Publishers Weekly (starred review)

"A witty and elegant study, written with an exceptional sensitivity to the multiple ironies regarding sex and censorship in literature.... With every text Ladensin so perceptively reads, she has something fresh and arresting to say. She is especially brilliant on Ulysses, along with Madame Bovary the most obvious work of genius under examination here.... Assuredly not an obvious work of genius is Lady Chatterley’s Lover ... [and] Ladenson’s commentary on it is illuminating.... The chapter on Nabokov and Lolita is extremely funny: a chapter of accidents.... We still believe in censorship today. It’s just that we’re too hypocritical to call it censorship, and talk instead of 'inappropriate language' in regard to gender or ethnic stereotyping, and of the need to have our 'awareness raised'. Bah humbug, says Ladenson, in so many words."
—Christopher Hart, Sunday Times (London), 31 December 2006

"Elisabeth Ladenson's witty meditation on literary obscenity pivots on 'irony, paradox, and absurdity.' How, she ruminates, can one generation's 'dirt' be another generation's 'art'? 'How does an obscene work become a classic?' It's a fascinating set of hows. Ladenson takes, as her principal texts, seven ambiguously obscene classic works of literature.... What adds freshness to her discussion is chapters on that infamous period of Gallic censorship when public prosecutor Ernest Pinard took Flaubert and Baudelaire to court. By so doing, he installed himself in the annals of literature — as one of its clowns.

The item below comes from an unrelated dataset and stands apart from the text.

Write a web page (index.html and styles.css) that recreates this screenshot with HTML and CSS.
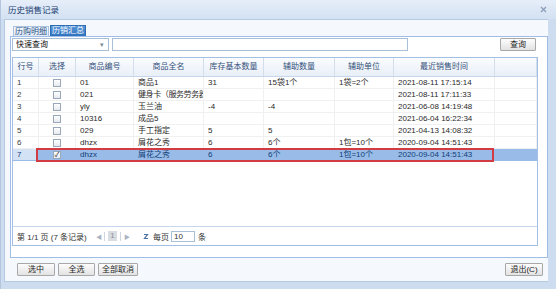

They also serve who makes fools of themselves for art."
—John Sutherland, Washington Post

“With far-ranging erudition, a keen eye for analysis, and a great sense of humor, Elisabeth Ladenson looks at the real reasons behind the censorship of masterpieces like Madame Bovary and important but lousy books like The Well of Loneliness. She pinpoints many of the moralistic arguments that are once again rearing their ugly heads in this age of spying and 'Christian' militancy. The censorship of movies was already a recapitulation of the principles that had been applied to literature a century earlier. This book is so entertaining it made me laugh out loud at least once at some expertly skewered absurdity during every chapter.”
—Edmund White
Ladenson's previous book is Proust's Lesbianism.